[Data items]
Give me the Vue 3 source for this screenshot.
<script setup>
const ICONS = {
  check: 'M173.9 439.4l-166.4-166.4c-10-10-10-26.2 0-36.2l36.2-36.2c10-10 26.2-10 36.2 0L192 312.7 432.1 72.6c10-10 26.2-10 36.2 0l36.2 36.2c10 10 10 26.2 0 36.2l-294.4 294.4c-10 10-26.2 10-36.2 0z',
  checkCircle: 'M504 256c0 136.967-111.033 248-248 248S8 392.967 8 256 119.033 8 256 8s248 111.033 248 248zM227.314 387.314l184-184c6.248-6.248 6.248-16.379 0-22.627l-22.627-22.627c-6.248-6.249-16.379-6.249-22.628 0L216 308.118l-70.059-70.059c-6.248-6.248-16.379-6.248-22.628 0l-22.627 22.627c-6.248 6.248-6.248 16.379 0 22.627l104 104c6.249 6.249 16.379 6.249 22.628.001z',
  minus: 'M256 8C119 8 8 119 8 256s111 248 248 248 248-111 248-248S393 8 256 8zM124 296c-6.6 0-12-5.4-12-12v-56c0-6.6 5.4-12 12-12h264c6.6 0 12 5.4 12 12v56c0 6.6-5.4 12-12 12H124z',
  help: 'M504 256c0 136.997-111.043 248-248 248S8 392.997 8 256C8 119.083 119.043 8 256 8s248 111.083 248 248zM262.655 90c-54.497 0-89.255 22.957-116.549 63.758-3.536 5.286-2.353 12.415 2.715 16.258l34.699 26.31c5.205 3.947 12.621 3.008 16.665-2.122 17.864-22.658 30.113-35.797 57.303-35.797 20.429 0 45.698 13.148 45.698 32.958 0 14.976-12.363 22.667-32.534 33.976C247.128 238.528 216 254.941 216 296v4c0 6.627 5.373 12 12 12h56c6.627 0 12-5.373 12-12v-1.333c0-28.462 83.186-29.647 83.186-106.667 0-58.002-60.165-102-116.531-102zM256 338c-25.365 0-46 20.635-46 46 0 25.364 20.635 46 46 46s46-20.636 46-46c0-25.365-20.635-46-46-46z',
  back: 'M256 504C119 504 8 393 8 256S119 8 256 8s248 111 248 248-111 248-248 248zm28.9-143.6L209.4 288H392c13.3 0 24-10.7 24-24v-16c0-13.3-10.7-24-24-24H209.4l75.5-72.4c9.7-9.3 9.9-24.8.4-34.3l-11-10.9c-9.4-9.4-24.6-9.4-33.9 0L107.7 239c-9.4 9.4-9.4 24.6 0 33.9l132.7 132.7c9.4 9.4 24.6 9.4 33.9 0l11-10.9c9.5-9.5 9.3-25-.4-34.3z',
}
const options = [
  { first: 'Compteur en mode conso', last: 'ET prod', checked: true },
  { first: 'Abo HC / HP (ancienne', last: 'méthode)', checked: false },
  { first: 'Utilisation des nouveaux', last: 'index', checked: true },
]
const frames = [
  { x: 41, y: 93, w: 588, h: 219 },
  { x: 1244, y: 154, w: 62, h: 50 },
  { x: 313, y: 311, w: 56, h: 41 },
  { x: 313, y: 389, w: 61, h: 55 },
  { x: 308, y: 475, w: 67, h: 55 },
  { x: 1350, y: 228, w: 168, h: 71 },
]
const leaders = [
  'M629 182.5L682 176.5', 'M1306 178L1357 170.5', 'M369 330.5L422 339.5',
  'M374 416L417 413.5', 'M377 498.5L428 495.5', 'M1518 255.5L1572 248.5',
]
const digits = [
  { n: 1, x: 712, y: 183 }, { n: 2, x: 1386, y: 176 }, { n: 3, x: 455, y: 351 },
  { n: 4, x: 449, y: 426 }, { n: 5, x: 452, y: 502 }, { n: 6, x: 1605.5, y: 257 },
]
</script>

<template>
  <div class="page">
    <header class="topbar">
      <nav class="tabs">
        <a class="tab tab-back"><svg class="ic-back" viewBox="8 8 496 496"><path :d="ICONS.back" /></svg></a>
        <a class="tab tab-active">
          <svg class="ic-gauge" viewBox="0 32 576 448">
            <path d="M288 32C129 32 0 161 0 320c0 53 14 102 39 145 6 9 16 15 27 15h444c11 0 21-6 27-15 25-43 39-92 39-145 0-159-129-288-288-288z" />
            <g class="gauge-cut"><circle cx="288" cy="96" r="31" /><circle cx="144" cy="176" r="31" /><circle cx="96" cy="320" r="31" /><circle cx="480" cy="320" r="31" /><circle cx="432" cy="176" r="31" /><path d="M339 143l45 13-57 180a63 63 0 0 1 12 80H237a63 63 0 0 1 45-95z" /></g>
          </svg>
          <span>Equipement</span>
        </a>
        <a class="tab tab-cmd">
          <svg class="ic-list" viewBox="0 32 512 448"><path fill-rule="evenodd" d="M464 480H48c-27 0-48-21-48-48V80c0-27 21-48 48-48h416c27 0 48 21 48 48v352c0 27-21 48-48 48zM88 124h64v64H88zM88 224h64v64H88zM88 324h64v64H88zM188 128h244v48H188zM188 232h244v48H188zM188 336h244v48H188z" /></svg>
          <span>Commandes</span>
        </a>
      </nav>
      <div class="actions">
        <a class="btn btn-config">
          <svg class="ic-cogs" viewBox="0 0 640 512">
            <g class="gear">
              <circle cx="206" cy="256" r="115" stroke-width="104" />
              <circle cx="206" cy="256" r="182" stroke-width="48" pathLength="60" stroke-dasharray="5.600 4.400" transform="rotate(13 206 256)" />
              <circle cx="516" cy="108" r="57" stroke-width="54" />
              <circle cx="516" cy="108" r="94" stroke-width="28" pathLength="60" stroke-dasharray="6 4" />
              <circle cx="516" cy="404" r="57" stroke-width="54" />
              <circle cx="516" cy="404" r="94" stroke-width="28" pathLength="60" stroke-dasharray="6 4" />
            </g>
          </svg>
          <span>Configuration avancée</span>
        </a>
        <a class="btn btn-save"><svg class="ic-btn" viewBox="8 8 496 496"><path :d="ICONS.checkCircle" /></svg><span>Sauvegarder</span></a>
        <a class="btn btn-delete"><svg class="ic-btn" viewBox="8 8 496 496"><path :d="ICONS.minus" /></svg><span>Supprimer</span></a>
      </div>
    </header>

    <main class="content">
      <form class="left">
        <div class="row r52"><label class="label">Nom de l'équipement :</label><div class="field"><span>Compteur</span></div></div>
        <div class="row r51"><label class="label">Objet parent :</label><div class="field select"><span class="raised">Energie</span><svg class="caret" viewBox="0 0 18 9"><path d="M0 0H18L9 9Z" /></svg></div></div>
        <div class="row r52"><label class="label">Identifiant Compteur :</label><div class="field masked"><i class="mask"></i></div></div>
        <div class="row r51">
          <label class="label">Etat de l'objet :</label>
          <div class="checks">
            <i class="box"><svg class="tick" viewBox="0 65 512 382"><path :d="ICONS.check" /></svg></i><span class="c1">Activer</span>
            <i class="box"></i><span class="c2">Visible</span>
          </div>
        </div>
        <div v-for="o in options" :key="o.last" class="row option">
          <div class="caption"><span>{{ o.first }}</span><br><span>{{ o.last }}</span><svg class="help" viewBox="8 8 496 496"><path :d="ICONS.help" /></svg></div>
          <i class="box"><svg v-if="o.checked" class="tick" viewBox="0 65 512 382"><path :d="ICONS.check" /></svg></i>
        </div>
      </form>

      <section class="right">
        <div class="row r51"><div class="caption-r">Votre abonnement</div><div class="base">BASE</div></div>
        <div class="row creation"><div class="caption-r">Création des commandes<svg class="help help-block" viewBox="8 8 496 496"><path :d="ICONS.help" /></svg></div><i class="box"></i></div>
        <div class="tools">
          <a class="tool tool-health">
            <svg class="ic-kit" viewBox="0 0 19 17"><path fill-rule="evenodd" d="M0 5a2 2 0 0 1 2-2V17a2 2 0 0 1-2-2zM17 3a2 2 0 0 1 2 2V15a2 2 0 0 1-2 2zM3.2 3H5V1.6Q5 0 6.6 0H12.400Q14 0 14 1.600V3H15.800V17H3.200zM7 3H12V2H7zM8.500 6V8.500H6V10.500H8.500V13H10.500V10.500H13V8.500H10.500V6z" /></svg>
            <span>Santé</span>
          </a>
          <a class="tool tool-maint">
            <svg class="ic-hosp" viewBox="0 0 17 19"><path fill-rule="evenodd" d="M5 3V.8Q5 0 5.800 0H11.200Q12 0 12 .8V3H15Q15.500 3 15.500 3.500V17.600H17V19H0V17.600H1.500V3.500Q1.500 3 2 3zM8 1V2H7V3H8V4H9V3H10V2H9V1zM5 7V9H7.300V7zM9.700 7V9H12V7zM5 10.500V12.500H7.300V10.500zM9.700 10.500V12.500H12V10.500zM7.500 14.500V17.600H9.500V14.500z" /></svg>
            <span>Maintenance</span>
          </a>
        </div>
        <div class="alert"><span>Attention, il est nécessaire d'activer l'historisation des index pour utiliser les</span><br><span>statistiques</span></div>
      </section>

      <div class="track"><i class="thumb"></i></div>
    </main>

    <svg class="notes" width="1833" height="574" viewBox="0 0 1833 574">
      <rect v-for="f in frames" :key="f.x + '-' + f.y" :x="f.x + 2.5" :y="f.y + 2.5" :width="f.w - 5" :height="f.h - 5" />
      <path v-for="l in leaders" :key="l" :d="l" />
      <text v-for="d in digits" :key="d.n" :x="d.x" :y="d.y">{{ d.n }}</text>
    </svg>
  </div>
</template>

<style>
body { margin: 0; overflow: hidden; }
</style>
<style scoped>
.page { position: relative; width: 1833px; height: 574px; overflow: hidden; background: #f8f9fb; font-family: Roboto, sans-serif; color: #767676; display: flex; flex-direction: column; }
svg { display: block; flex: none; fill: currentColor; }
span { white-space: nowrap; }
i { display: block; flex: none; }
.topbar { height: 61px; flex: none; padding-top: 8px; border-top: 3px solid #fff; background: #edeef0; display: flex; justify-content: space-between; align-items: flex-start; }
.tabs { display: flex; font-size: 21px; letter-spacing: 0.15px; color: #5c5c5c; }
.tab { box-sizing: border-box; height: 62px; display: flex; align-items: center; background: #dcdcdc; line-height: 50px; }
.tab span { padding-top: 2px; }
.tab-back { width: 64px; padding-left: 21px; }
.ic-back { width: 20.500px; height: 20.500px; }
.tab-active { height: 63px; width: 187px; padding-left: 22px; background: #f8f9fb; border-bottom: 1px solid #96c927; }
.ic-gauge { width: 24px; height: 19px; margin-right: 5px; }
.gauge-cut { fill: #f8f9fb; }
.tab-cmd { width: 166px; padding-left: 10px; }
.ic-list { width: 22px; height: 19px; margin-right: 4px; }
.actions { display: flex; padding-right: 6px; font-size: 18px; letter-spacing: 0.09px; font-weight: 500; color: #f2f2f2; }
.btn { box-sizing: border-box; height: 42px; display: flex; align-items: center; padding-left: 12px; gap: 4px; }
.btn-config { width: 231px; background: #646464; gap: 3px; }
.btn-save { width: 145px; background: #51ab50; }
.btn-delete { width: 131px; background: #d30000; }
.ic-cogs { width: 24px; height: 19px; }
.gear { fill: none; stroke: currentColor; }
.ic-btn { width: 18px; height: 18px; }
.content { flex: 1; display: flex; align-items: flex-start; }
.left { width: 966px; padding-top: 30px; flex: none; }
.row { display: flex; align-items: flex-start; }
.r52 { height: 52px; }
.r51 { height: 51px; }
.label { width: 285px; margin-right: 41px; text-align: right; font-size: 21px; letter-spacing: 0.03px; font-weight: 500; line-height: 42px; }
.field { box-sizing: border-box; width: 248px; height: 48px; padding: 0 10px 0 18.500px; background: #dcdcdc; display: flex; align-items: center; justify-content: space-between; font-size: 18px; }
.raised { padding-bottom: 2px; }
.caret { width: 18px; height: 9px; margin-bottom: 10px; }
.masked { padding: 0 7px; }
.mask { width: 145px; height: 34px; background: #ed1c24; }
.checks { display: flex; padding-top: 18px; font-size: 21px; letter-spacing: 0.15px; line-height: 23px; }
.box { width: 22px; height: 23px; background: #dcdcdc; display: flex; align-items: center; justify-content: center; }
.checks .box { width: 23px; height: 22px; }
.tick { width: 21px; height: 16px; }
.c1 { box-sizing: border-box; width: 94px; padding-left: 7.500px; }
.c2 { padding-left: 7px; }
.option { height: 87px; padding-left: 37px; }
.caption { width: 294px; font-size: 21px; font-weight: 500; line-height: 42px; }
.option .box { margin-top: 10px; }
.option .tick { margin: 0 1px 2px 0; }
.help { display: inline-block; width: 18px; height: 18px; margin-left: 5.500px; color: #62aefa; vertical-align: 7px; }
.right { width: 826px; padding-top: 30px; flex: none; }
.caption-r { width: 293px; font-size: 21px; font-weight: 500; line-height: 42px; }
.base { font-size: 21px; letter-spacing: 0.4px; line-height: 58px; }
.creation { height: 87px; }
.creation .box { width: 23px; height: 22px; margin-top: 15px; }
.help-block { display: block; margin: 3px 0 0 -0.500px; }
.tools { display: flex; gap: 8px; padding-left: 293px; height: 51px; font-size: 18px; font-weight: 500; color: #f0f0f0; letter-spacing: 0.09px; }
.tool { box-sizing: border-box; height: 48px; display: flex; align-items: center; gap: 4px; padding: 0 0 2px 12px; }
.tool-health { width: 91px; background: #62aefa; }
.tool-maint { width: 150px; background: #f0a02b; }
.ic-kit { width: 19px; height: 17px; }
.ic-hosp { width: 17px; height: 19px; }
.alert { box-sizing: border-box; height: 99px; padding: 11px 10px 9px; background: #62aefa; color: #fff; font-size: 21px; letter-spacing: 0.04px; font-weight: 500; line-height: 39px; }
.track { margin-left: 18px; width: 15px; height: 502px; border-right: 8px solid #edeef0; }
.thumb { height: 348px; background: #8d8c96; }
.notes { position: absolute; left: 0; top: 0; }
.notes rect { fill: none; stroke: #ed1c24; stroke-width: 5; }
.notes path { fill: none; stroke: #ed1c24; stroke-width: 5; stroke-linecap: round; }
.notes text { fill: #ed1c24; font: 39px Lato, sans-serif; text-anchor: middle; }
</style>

==

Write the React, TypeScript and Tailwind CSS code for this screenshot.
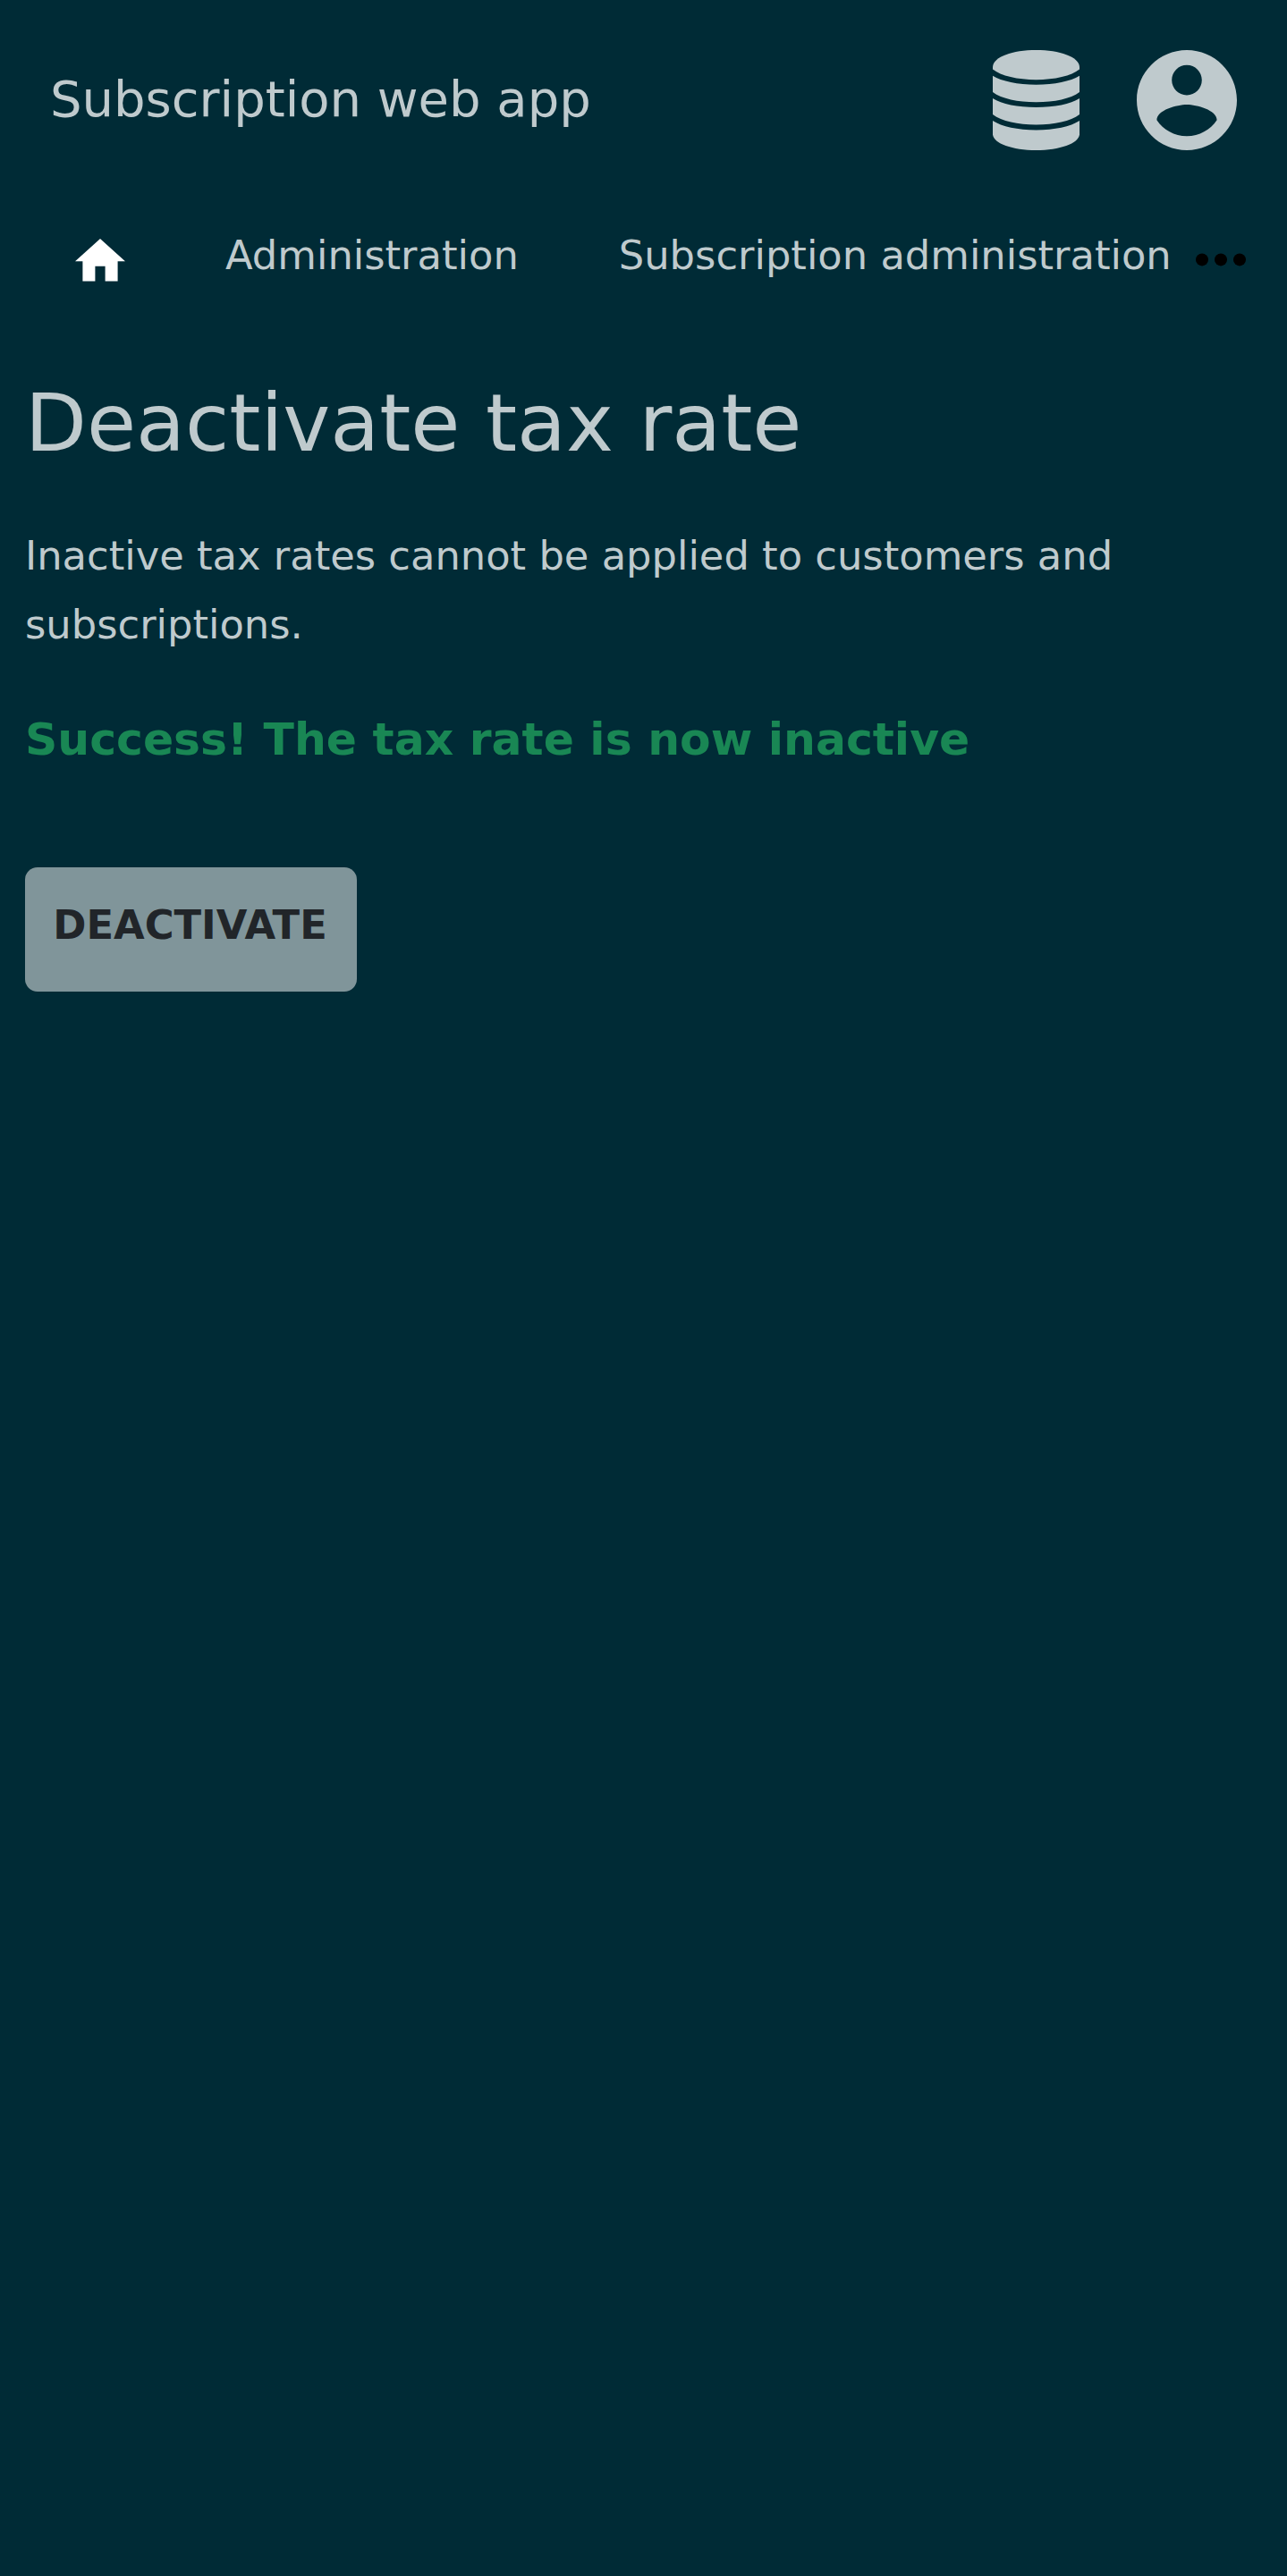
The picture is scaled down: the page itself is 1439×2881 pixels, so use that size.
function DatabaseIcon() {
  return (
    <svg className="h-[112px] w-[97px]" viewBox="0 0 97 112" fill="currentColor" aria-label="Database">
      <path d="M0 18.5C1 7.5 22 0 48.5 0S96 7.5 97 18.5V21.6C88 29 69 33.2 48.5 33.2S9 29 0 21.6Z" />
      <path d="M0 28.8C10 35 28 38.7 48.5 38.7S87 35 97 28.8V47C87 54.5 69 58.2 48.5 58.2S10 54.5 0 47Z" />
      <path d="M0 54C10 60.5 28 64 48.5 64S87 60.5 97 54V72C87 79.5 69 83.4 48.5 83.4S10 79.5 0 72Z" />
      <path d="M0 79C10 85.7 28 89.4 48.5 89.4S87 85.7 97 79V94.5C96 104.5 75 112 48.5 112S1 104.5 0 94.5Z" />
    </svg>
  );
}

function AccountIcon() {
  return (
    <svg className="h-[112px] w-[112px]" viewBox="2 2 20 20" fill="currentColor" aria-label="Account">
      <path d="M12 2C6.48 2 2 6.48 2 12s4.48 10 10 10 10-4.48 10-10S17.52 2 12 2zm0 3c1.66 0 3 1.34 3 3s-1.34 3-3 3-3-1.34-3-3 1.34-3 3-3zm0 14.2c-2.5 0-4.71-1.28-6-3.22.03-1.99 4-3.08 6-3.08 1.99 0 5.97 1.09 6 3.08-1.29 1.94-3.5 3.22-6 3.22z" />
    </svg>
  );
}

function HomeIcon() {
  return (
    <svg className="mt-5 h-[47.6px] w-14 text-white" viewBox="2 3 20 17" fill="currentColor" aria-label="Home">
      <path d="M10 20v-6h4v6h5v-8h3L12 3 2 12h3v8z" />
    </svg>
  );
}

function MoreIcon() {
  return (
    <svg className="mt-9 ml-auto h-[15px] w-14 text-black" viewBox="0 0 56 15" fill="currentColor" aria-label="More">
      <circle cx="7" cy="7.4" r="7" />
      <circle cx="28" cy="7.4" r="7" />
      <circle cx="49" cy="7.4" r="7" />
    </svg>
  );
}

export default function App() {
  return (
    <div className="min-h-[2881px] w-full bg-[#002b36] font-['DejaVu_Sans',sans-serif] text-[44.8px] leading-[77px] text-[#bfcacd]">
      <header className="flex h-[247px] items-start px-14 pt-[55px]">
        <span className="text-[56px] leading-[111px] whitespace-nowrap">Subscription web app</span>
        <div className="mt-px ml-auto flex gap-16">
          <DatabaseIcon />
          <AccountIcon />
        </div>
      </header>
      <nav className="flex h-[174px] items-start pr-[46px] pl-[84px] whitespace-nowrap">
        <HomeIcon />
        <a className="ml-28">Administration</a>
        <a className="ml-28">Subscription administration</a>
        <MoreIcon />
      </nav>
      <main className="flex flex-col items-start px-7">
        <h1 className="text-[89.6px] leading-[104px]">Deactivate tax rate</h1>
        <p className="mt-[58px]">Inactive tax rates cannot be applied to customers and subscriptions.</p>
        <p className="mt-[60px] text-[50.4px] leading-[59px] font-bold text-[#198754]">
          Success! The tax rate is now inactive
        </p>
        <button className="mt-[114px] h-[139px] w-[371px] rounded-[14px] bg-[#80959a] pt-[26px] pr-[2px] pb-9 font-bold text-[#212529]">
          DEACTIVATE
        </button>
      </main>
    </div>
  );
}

Exercise aim — Go through the material above and count the lines that contain "this"; give that number alone.

Solved problem — 2